The next stage in this progress is marked by the popularity of the lawn-tennis ground. The private gardens of urban or suburban villadom were soon too small for the wielders of the racquet. The common enclosure of the crescent, the square, or the ‘Gardens,’ was coveted one day by the players. It was possessed the next. After this, the transition to lawn-tennis subscription clubs, with public grounds, and championship matches open to all comers was easy and natural. The parlour of home soon dwindled into an insignificant spot to the overgrown boys and girls engaged in ‘All England’ tournaments of their own.
Meanwhile, the gentlemen and ladies who called themselves society, and to whom a portion of the newspaper press was set apart, were indulging more enterprising tastes still, in a manner duly recorded by their daily and weekly journals. The rage for ‘making up a party’ for everything; researches into the London slums, or visits to the French play, came in; superstitious veneration for the ceremonial etiquette of a past day went out. The mere expedition to the theatre was scarcely stirring enough without the preliminary dinner or the subsequent supper at the modish restaurants which cause certain quarters of London metaphorically to abut on the Boulevard des Italiens or on the Palais Royal. They who now from afar imitated this glittering example had not, it is true, like their betters, any ‘smart’ sets of their own.

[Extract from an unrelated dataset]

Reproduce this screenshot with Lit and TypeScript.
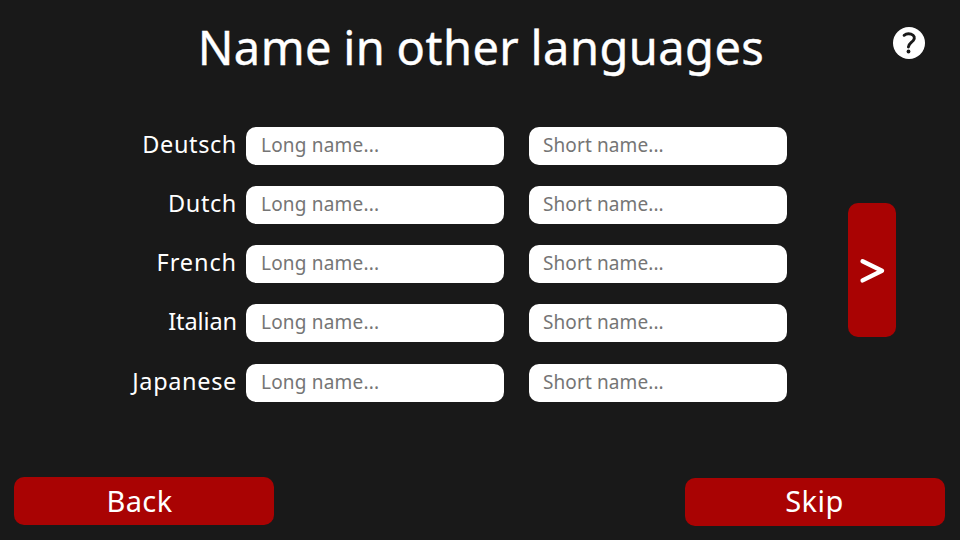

That was no reason why the favourites of fortune should have all the fun to themselves. The daughters of the professional class and of those below them in the social scale were as well educated, as intelligent, as personally presentable, as those whom a partial chance had made conventionally their superiors. Why should the persons born with the proverbial gold spoon in their mouths alone be emancipated? Friskiness was an attribute not confined to the born inheritors of that which called itself society.